The three presidents offered their own take on a common concern facing most seminarians — the challenge of juggling academics, ministry, work and family while continuing to grow in their personal walks with Christ. Each addressed the phenomenon of students who have heads full of knowledge but hearts that are, at times, spiritually empty. With so many other things competing for their time, sadly, personal spiritual growth often takes a backseat during seminary, they said.

“For all of the greatness I see in you … you frighten me,” Patterson told the chapel attendees. “My fear is that you will be fully educated above the shoulders of all of those around you in every way. My fear is that even morally you will rise above your fellows.”

He continued, “Certainly, with the abilities that God has given you and the learning you amass, you will be something to see, unless you fail to learn to walk with God,” Patterson said. “The world has seen enough of gifted and well-educated people; what our world desperately needs today is to see a genuine man of God, a genuine woman of God.”

“The way to great usefulness in the kingdom of God and the way to recognition by God … is not through the seminary, as much as I believe in that,” he continued. “The way to greatness before God is the way of brokenness before God.”

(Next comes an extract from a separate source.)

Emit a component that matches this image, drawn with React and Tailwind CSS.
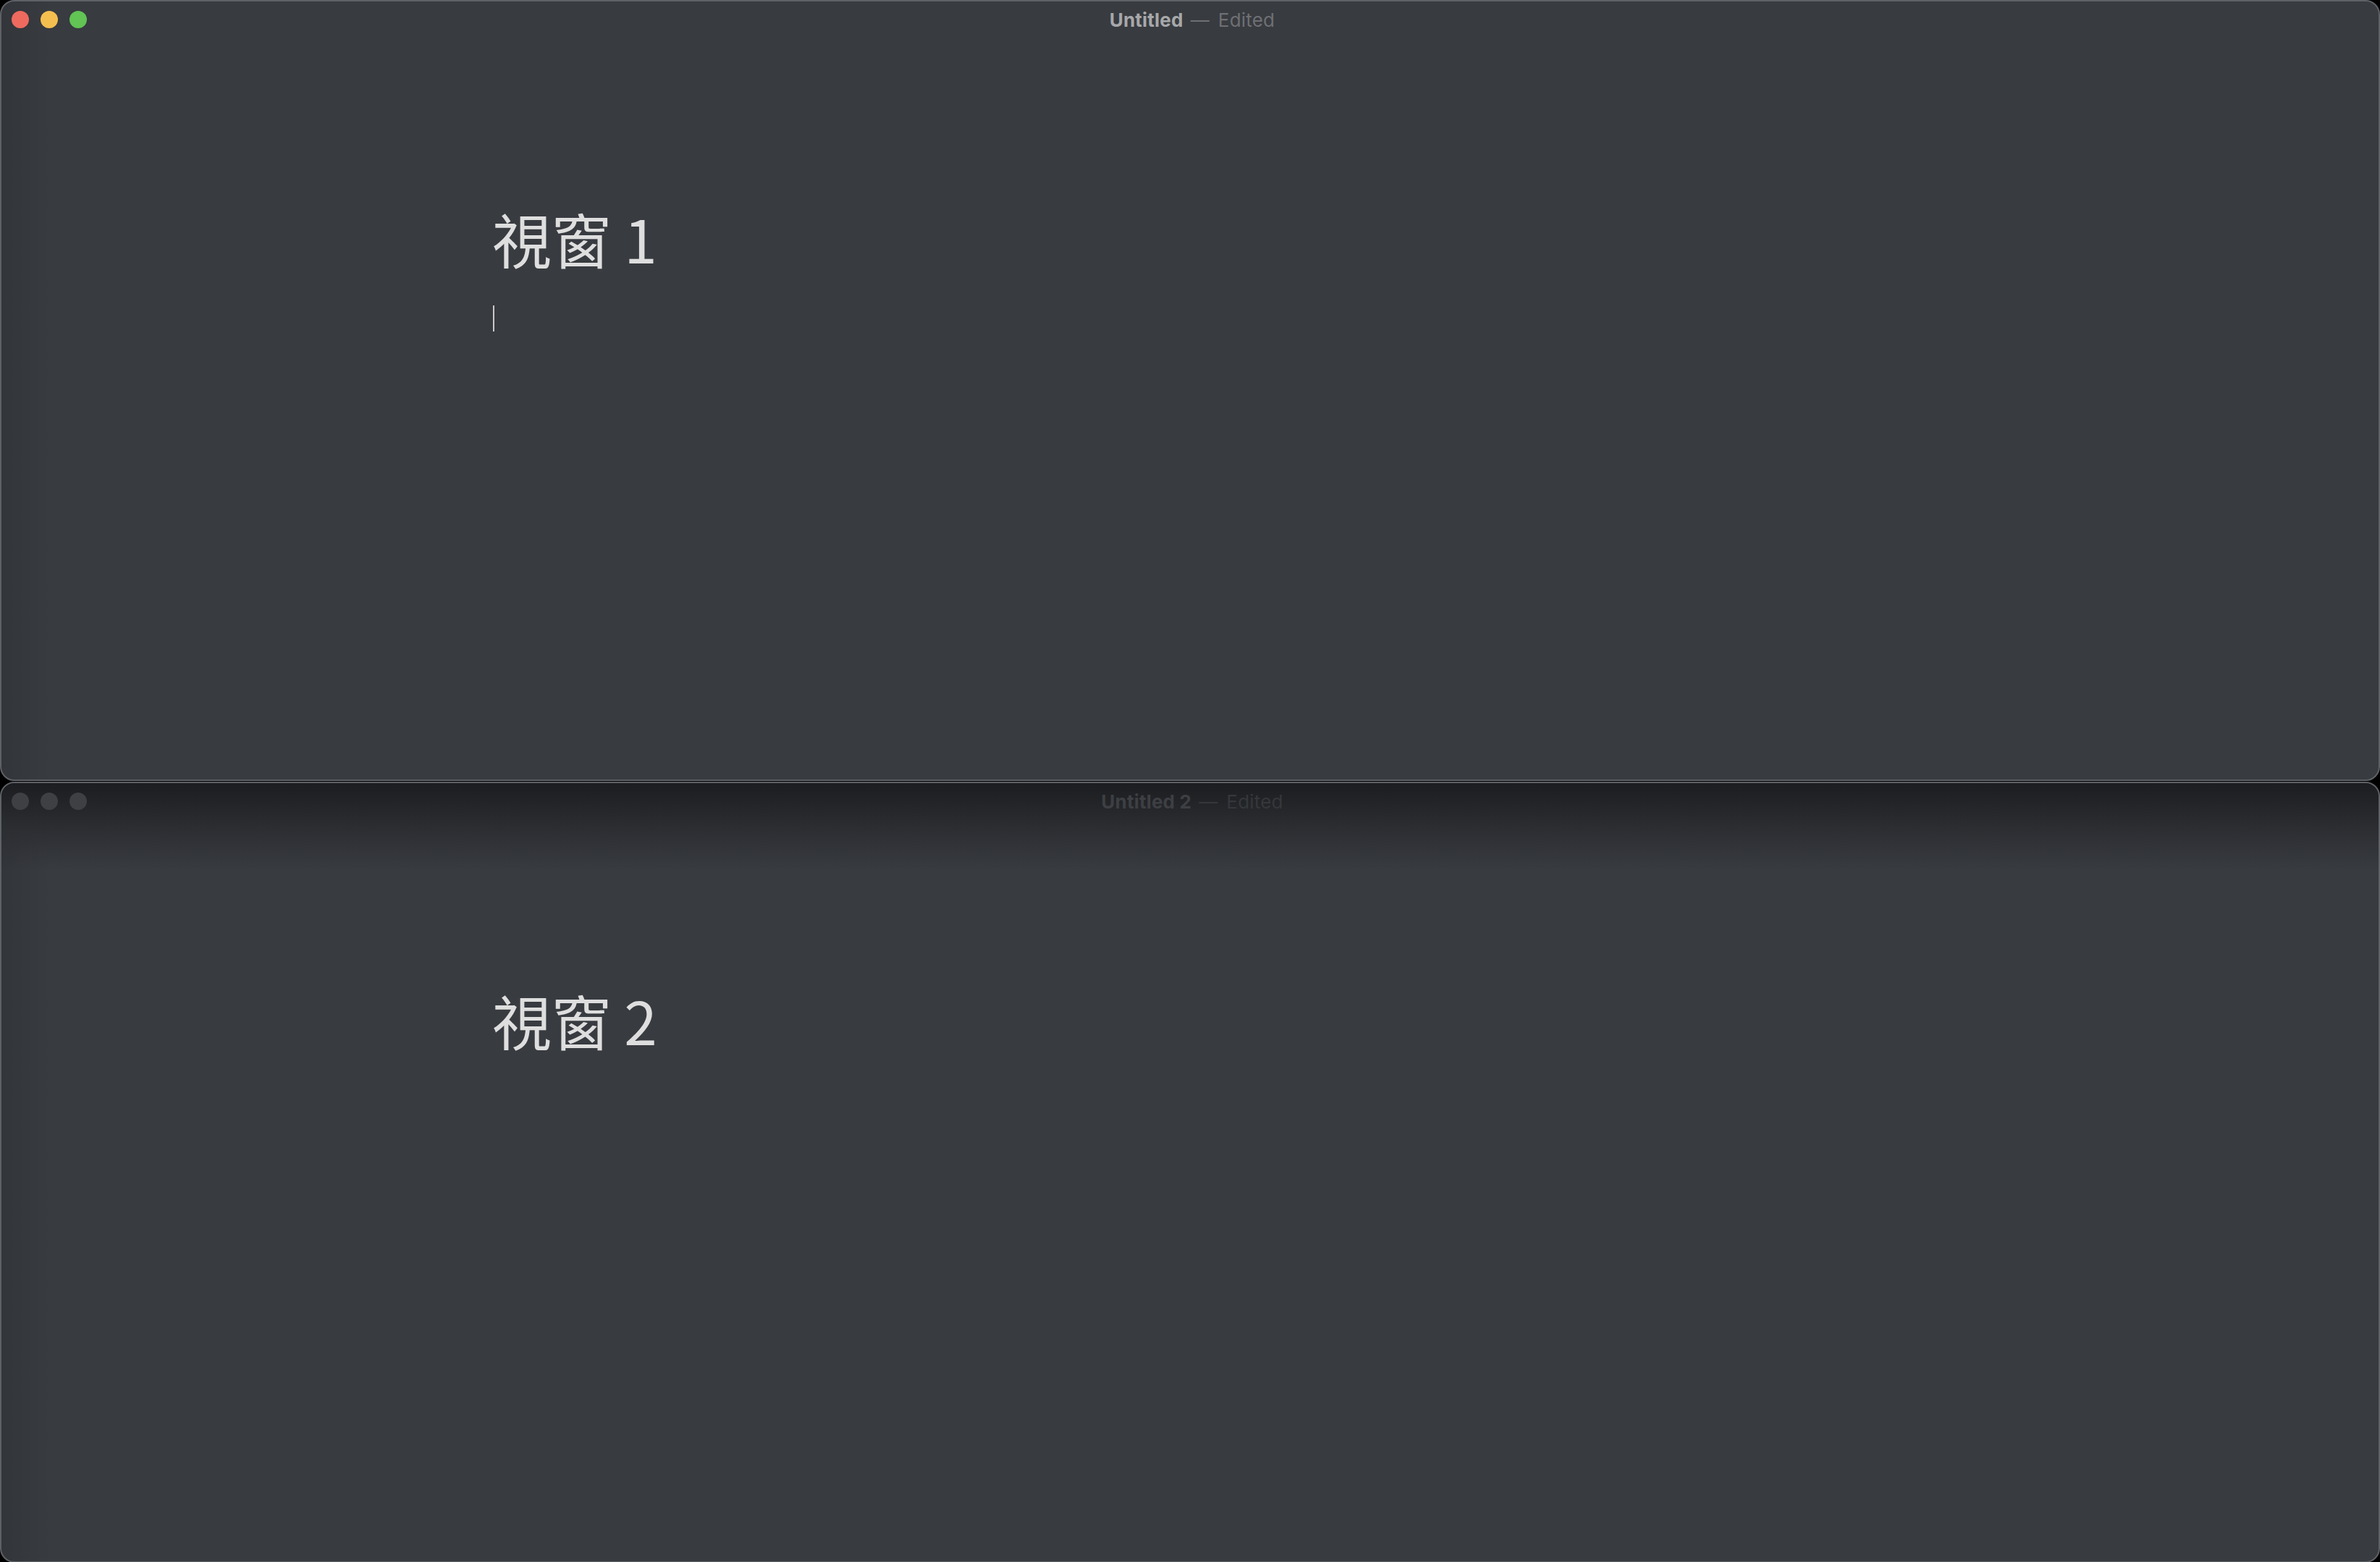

Foley cautioned students against putting too much emphasis on the scholarly side of seminary while neglecting their spiritual relationship. He acknowledged that seminary students have the tendency to “leave personal discipleship hanging in the balance.”

Kinchen took the same idea in a little different direction, saying, “Traveling down this road of ministry, I would urge you to look at the ‘milepost’ of a realistic assessment of who we are.

“We get so involved in doing so much stuff that we substitute doing for being,” Kinchen said.

A realistic assessment by a minister will lead him to the conclusion that he is a sinner saved by grace, Kinchen said, noting that thinking about life before salvation will help the minister keep focused on growing in Christ.